### Given information:
* * * * *

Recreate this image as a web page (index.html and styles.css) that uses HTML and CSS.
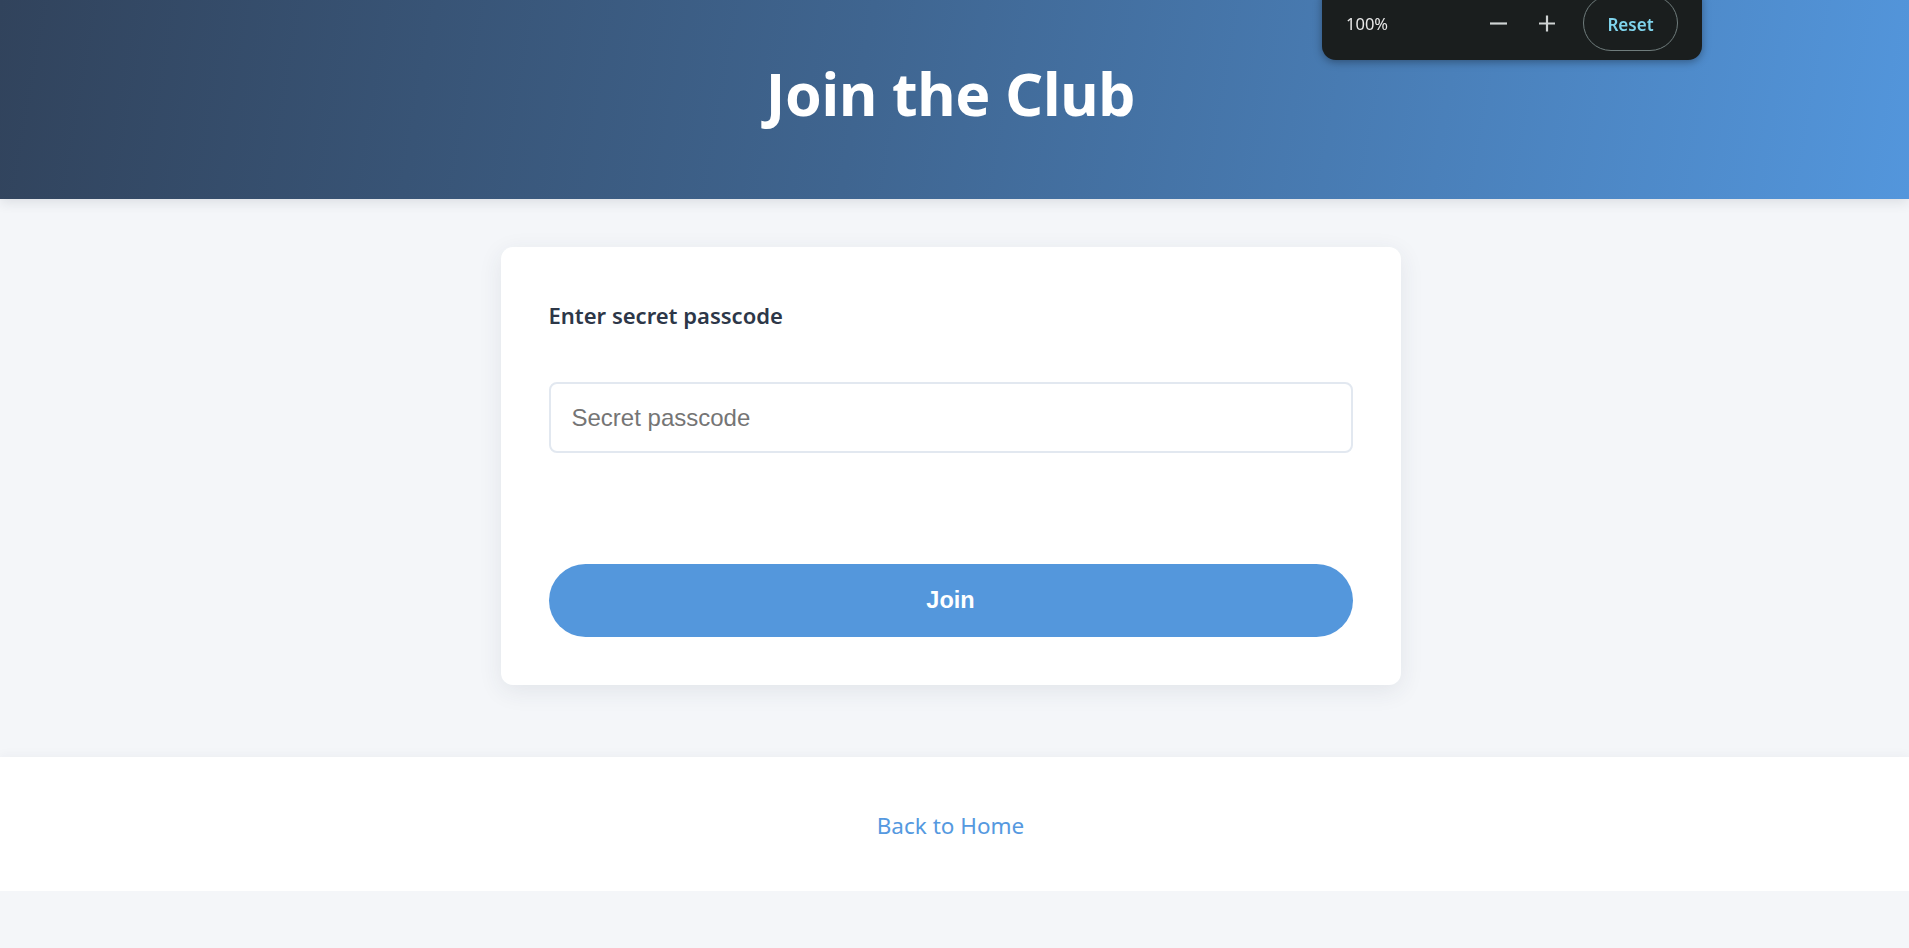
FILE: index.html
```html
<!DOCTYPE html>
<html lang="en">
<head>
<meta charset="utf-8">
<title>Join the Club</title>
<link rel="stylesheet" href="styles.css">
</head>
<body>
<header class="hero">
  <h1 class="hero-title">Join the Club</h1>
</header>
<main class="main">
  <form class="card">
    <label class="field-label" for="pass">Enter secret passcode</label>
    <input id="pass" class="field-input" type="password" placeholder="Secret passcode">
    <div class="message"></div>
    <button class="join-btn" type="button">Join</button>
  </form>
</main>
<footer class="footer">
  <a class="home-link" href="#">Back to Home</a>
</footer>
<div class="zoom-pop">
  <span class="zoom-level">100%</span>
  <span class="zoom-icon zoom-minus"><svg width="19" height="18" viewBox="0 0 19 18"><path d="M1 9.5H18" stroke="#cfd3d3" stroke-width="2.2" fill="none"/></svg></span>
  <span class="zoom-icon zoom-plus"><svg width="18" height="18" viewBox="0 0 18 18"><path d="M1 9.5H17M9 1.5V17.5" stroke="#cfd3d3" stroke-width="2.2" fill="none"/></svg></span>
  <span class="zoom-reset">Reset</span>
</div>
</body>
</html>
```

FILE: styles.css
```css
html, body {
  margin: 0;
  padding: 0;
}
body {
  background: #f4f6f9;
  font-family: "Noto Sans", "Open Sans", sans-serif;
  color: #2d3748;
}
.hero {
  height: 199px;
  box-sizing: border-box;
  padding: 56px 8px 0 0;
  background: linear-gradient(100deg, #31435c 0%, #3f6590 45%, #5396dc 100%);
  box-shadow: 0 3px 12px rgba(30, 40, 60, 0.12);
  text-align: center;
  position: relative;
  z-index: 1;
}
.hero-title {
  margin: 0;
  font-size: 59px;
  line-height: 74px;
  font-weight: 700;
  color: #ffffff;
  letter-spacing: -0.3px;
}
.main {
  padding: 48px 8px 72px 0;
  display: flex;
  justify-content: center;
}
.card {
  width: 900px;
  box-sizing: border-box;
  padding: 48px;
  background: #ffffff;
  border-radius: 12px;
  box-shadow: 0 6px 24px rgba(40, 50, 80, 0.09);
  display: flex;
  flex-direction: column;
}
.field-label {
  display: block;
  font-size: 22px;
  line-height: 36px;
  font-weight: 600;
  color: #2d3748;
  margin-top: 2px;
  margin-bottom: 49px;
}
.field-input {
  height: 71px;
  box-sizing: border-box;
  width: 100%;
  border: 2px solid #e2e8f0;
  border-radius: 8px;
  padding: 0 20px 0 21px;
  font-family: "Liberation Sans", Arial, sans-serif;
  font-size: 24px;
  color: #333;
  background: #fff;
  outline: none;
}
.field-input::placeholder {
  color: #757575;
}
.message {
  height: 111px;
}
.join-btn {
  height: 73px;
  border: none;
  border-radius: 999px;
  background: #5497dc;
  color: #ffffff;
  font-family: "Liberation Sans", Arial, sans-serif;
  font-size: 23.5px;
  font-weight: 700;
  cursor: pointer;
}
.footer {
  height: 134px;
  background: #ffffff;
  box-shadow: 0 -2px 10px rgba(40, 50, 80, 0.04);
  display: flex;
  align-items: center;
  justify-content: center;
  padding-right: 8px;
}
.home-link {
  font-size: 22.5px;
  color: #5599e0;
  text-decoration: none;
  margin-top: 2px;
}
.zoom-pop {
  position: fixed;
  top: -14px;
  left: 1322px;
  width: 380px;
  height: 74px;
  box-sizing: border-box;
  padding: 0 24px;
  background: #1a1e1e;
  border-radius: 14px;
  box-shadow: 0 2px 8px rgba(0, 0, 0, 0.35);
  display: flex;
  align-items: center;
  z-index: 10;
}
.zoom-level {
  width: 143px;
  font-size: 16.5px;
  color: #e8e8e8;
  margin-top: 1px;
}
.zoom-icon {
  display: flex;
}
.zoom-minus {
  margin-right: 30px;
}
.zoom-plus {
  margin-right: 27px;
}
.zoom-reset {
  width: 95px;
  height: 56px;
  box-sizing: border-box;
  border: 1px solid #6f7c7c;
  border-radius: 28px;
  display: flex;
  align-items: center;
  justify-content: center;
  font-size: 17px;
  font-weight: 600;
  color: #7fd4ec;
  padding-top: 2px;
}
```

* * * * *

### What you are asked to do:
Select the lines that carry the string "index" and copy them.

### Result below:
Recreate this image as a web page (index.html and styles.css) that uses HTML and CSS.
FILE: index.html
  z-index: 1;
  z-index: 10;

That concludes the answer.